AUM can increase/decrease in two ways; one is when more people invest or exit the fund and the other is when the mutual fund's investments rise or fall in market value.

Going by this logic, the top-performing mutual funds in India and globally tend to attract more investors and grow bigger in size. Hence, some investors conclude that a bigger fund is better as it will continue to do well for two reasons:

  • A larger AUM fund or fund house can get better services in the industry and spend more on strengthening research, which works in favour of investors.
  • The expense ratio of larger mutual funds tends to be lower as compared to funds with smaller AUM.

The doubters, on the other hand, feel funds that are growing in AUM have become too big and may either fail to sustain their performance or have limited space to grow more. Also, since these funds work with smaller amounts of money, they can face liquidity-related issues during mass redemption.

So, a question that baffles many investors is which funds are better, the larger ones or those that have a lower AUM? The short answer is - it depends. Yes, we know this does not explain much. So, read on!

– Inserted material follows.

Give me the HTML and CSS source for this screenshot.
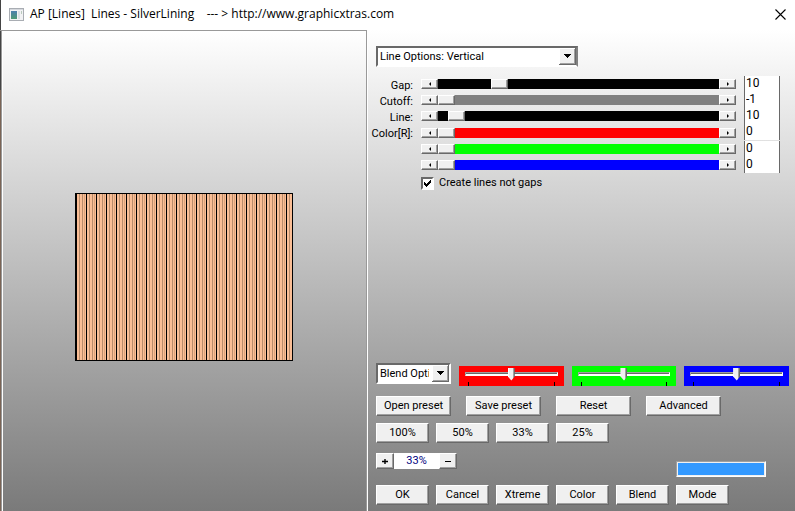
FILE: index.html
```html
<!DOCTYPE html>
<html lang="en">
<head>
<meta charset="utf-8">
<title>AP [Lines] Lines - SilverLining</title>
<link rel="stylesheet" href="styles.css">
</head>
<body>
<div class="window">
  <header class="titlebar">
    <svg class="app-icon" width="15" height="13" viewBox="0 0 15 13" aria-hidden="true">
      <defs><linearGradient id="pane" x1="0" y1="0" x2="0" y2="1"><stop offset="0" stop-color="#4d7fae"/><stop offset="1" stop-color="#4f9a74"/></linearGradient></defs>
      <rect x="0.5" y="0.5" width="14" height="12" fill="#f2f2f4" stroke="#a9adb3"/>
      <rect x="1" y="1" width="13" height="1" fill="#d5d8dd"/>
      <rect x="2" y="3" width="6" height="8" fill="url(#pane)"/>
      <rect x="9" y="3" width="2" height="8" fill="#dcdfe3"/>
      <rect x="12" y="3" width="1" height="3" fill="#b9c9bd"/>
    </svg>
    <h1 class="title">AP [Lines]&nbsp; Lines - SilverLining&nbsp;&nbsp;&nbsp; --- &gt; http://www.graphicxtras.com</h1>
    <button class="close" type="button" aria-label="Close">
      <svg width="11" height="11" viewBox="0 0 11 11"><path d="M0.5 0.5L10.5 10.5M10.5 0.5L0.5 10.5" stroke="#000" stroke-width="1.1" fill="none"/></svg>
    </button>
  </header>
  <main class="client">
    <section class="preview-pane" aria-label="Preview"><div class="preview"></div></section>
    <form class="options">
      <select class="select line-select" aria-label="Line options"><option>Line Options: Vertical</option></select>
      <div class="sliders">
        <div class="labels">
          <label for="s1">Gap:</label><label for="s2">Cutoff:</label><label for="s3">Line:</label><label for="s4">Color[R]:</label>
        </div>
        <div class="bars">
          <div class="bar black"><button type="button" class="arrow left" aria-label="Decrease gap"></button><input id="s1" type="range" min="0" max="264" value="53"><button type="button" class="arrow right" aria-label="Increase gap"></button></div>
          <div class="bar gray"><button type="button" class="arrow left" aria-label="Decrease cutoff"></button><input id="s2" type="range" min="0" max="264" value="0"><button type="button" class="arrow right" aria-label="Increase cutoff"></button></div>
          <div class="bar black"><button type="button" class="arrow left" aria-label="Decrease line"></button><input id="s3" type="range" min="0" max="264" value="10"><button type="button" class="arrow right" aria-label="Increase line"></button></div>
          <div class="bar red first-color"><button type="button" class="arrow left" aria-label="Decrease red"></button><input id="s4" type="range" min="0" max="264" value="0"><button type="button" class="arrow right" aria-label="Increase red"></button></div>
          <div class="bar green"><button type="button" class="arrow left" aria-label="Decrease green"></button><input aria-label="Green" type="range" min="0" max="264" value="0"><button type="button" class="arrow right" aria-label="Increase green"></button></div>
          <div class="bar blue"><button type="button" class="arrow left" aria-label="Decrease blue"></button><input aria-label="Blue" type="range" min="0" max="264" value="0"><button type="button" class="arrow right" aria-label="Increase blue"></button></div>
        </div>
        <div class="values">
          <input aria-label="Gap value" value="10"><input aria-label="Cutoff value" value="-1"><input aria-label="Line value" value="10"><input aria-label="Red value" value="0"><input class="split" aria-label="Green value" value="0"><input aria-label="Blue value" value="0">
        </div>
      </div>
      <label class="check"><input type="checkbox" checked>Create lines not gaps</label>

      <div class="blend">
        <select class="select blend-select" aria-label="Blend options"><option>Blend Options</option></select>
        <div class="tracks">
          <div class="track red"><input type="range" aria-label="Blend red" value="50"></div>
          <div class="track green"><input type="range" aria-label="Blend green" value="50"></div>
          <div class="track blue"><input type="range" aria-label="Blend blue" value="50"></div>
        </div>
      </div>
      <div class="row presets"><button type="button">Open preset</button><button type="button">Save preset</button><button type="button">Reset</button><button type="button">Advanced</button></div>
      <div class="row small zooms"><button type="button">100%</button><button type="button">50%</button><button type="button">33%</button><button type="button">25%</button></div>
      <div class="status">
        <div class="stepper"><button type="button" aria-label="Zoom in"><svg width="7" height="7" viewBox="0 0 7 7"><path d="M0 3.5H6M3 1V6" stroke="#000" stroke-width="1.4"/></svg></button><input aria-label="Zoom" value="33%"><button type="button" aria-label="Zoom out"><svg width="7" height="7" viewBox="0 0 7 7"><path d="M0 3.5H6" stroke="#000"/></svg></button></div>
        <button type="button" class="swatch" aria-label="Colour"></button>
      </div>
      <div class="row small actions"><button type="button">OK</button><button type="button">Cancel</button><button type="button">Xtreme</button><button type="button">Color</button><button type="button">Blend</button><button type="button">Mode</button></div>
    </form>
  </main>
</div>
</body>
</html>
```
FILE: styles.css
```css
* { box-sizing: border-box; }
body { margin: 0; font: 11px/16px Roboto, "Liberation Sans", sans-serif; color: #000; background: #fff; }
button, input, select { font: inherit; color: inherit; margin: 0; padding: 0; border-radius: 0; }
.window { min-height: 100vh; display: flex; flex-direction: column; }
.titlebar { height: 30px; flex: none; display: flex; align-items: center; padding: 0 8px 2px; border-left: 1px solid #444; background: #fff; }
.title { margin: 0 0 0 6px; flex: 1; font: 400 12px/18px "Open Sans", sans-serif; white-space: nowrap; }
.close { width: 13px; height: 13px; border: 0; background: none; display: grid; place-items: center; }
.client { flex: 1; display: grid; grid-template-columns: 367fr 428fr; background: linear-gradient(#fff, #7a7a7a); }
.preview-pane { display: grid; place-items: center; border-top: 1px solid #999; border-right: 1px solid #999; position: relative; padding: 11px 0 0 2px; }
.preview-pane::before { content: ""; position: absolute; inset: 0 auto 0 0; width: 3px; background: linear-gradient(90deg, transparent 1px, #999 1px 2px, #fff 2px), linear-gradient(#444 59px, #7a6455 59px); }
.preview { width: 218px; height: 168px; border: 1px solid #000; border-left-width: 2px;
  background: repeating-linear-gradient(90deg, #fabe96 0 2px, #b98c6b 2px 3px, #fabe96 3px 5px, #b98c6b 5px 6px, #fabe96 6px 7px, #dca47c 7px 8px, #fabe96 8px 9px, #000 9px 10px); }

.options { display: flex; flex-direction: column; align-items: flex-start; border-left: 1px solid #fff; padding: 16px 6px 6px 8px; }
.select { appearance: none; height: 21px; border: 2px solid; border-color: #696969 #fff #fff #696969; padding: 0 20px 0 2px; outline: 0;
  background: url("data:image/svg+xml,%3Csvg xmlns='http://www.w3.org/2000/svg' width='17' height='17' shape-rendering='crispEdges'%3E%3Cpath fill='%23696969' d='M0 0h17v17H0z'/%3E%3Cpath fill='%23fff' d='M0 0h16v16H0z'/%3E%3Cpath fill='%23a0a0a0' d='M1 1h15v15H1z'/%3E%3Cpath fill='%23f0f0f0' d='M1 1h14v14H1z'/%3E%3Cpath d='M5 6h7v1h-1v1h-1v1H9v1H8V9H7V8H6V7H5z'/%3E%3C/svg%3E") right center no-repeat #fff; }
.line-select { width: 202px; border-right-color: #808080; }
.sliders { align-self: stretch; display: flex; margin: 9px 9px 0 0; }
.labels { width: 37px; display: flex; flex-direction: column; align-items: flex-end; padding-top: 2px; white-space: nowrap; }
.bars { flex: 1; margin-left: 8px; padding-top: 3px; display: flex; flex-direction: column; gap: 6px; }
.bar { display: flex; height: 10px; }
.first-color { margin-top: 1px; }
.black { background: #000; }
.gray { background: #808080; }
.red { background-color: #f00; }
.green { background-color: #0f0; }
.blue { background-color: #00f; }
.arrow { width: 17px; height: 10px; border: 1px solid; border-color: #fff #696969 #696969 #fff; box-shadow: inset -1px -1px #a0a0a0; background: #f0f0f0; display: grid; place-items: center; }
.arrow::before { content: ""; border: 2px solid transparent; }
.arrow.left::before { border-left: 0; border-right-color: #000; }
.arrow.right::before { border-right: 0; border-left-color: #000; }
input[type="range"] { appearance: none; background: none; outline: 0; min-width: 0; }
.bar input { flex: 1; height: 10px; }
.bar input::-webkit-slider-thumb { appearance: none; width: 17px; height: 10px; border: 1px solid; border-color: #fff #696969 #696969 #fff; box-shadow: inset -1px -1px #a0a0a0; background: #f0f0f0; }
.values { width: 36px; margin-left: 8px; display: flex; flex-direction: column; }
.values input { width: 100%; height: 16px; padding: 0 1px 2px; line-height: 14px; font-size: 12px; border: solid #696969; border-width: 0 1px; background: #fff; outline: 0; }
.values .split { margin-top: 1px; }
.check { display: flex; align-items: center; gap: 5px; margin: 2px 0 0 45px; }
.check input { appearance: none; width: 13px; height: 13px; border: 2px solid; border-color: #696969 #fff #fff #696969;
  background: url("data:image/svg+xml,%3Csvg xmlns='http://www.w3.org/2000/svg' width='9' height='9' shape-rendering='crispEdges'%3E%3Cpath d='M1 3h1v1h1v1h1V4h1V3h1V2h1V1h1v3H7v1H6v1H5v1H4v1H3V7H2V6H1z'/%3E%3C/svg%3E") center no-repeat #fff; }

.blend { margin-top: auto; align-self: stretch; display: flex; align-items: flex-end; gap: 8px; }
.blend-select { width: 75px; margin-bottom: 2px; }
.tracks { flex: 1; display: grid; grid-template-columns: repeat(3, 1fr); gap: 8px; }
.track { height: 20px; padding: 1px 6px 0; background-image: linear-gradient(#000, #000), linear-gradient(#000, #000); background-size: 1px 4px; background-position: 9px 16px, calc(100% - 9px) 16px; background-repeat: no-repeat; }
.track input { display: block; width: 100%; height: 13px; }
.track input::-webkit-slider-runnable-track { height: 4px; border: 1px solid; border-color: #a0a0a0 #fff #fff #a0a0a0; background: linear-gradient(#696969 1px, #fff 1px); }
.track input::-webkit-slider-thumb { appearance: none; width: 7px; height: 13px; margin-top: -5px; background: linear-gradient(90deg, #fff 1px, #f0f0f0 1px 5px, #a0a0a0 5px 6px, #696969 6px); clip-path: polygon(0 0, 100% 0, 100% 9px, 50% 100%, 0 9px); }
.row { display: flex; flex-wrap: wrap; gap: 15px; }
.row button, .stepper button { border: 1px solid; border-color: #fff #696969 #696969 #fff; box-shadow: inset -1px -1px #a0a0a0; background: #f0f0f0; }
.row button { width: 75px; height: 20px; line-height: 16px; }
.row.small { gap: 7px; }
.small button { width: 53px; }
.presets { margin-top: 10px; }
.zooms { margin-top: 7px; }
.status { align-self: stretch; display: flex; justify-content: space-between; align-items: flex-start; margin: 10px 23px 0 0; }
.stepper { display: flex; height: 16px; }
.stepper button { width: 18px; display: grid; place-items: center; }
.stepper input { width: 45px; text-align: center; color: #000080; border: 0; background: #fff; }
.swatch { width: 90px; height: 16px; margin-top: 8px; border: 1px solid; border-color: #a0a0a0 #fff #fff #a0a0a0; padding: 0; background: #39f; box-shadow: inset 0 0 0 1px #f0f0f0; }
.actions { margin-top: 8px; }
```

If a mutual fund invests in large-cap stocks
For funds investing predominantly in large-cap stocks (large companies), its size is not really a matter of concern. These funds invest in big companies that are actively traded. So, liquidity is not a problem here.

If a mutual fund invests in small-cap stocks
Here, it may be easier for a small-sized mutual fund to invest in small-cap stocks.

Let's give you an example. Say, a company that falls under the small-cap stock category is worth Rs 1,000 to Rs 1,500 crore. So, when a smaller fund with an AUM of Rs 100 to Rs 200 crore plans to invest 5 per cent of its money in that company, it can go ahead and do so because the investment money is not very large.

However, if a large-sized mutual fund with an AUM of Rs 5,000 crore plans to invest 5 per cent of its money in that company, it may not be possible because of the investment size.

And even if it is possible, it may have to incur an 'impact cost', where the fund's trading activities can significantly move the stock price. Also, it may not be easy for the fund to sell such a large investment if they plan to exit the investment at short notice.

Moreover, since it's not very practical for large funds to invest a sizeable percentage in small-cap stocks, they may need to find more buy-worthy stocks. But finding a quality unspotted small-cap company is not easy.

How big is too big?
There is no mathematical formula to determine at what point the size of the fund becomes too big. But as long as the fund manager is able to continue the investment strategy of the fund, it is fine.

Do keep in mind
The ability of the fund manager, AMC's track record and the strategy of the fund matter more than the size of the mutual fund. A top-performing mutual fund is one that consistently performs well across different market cycles.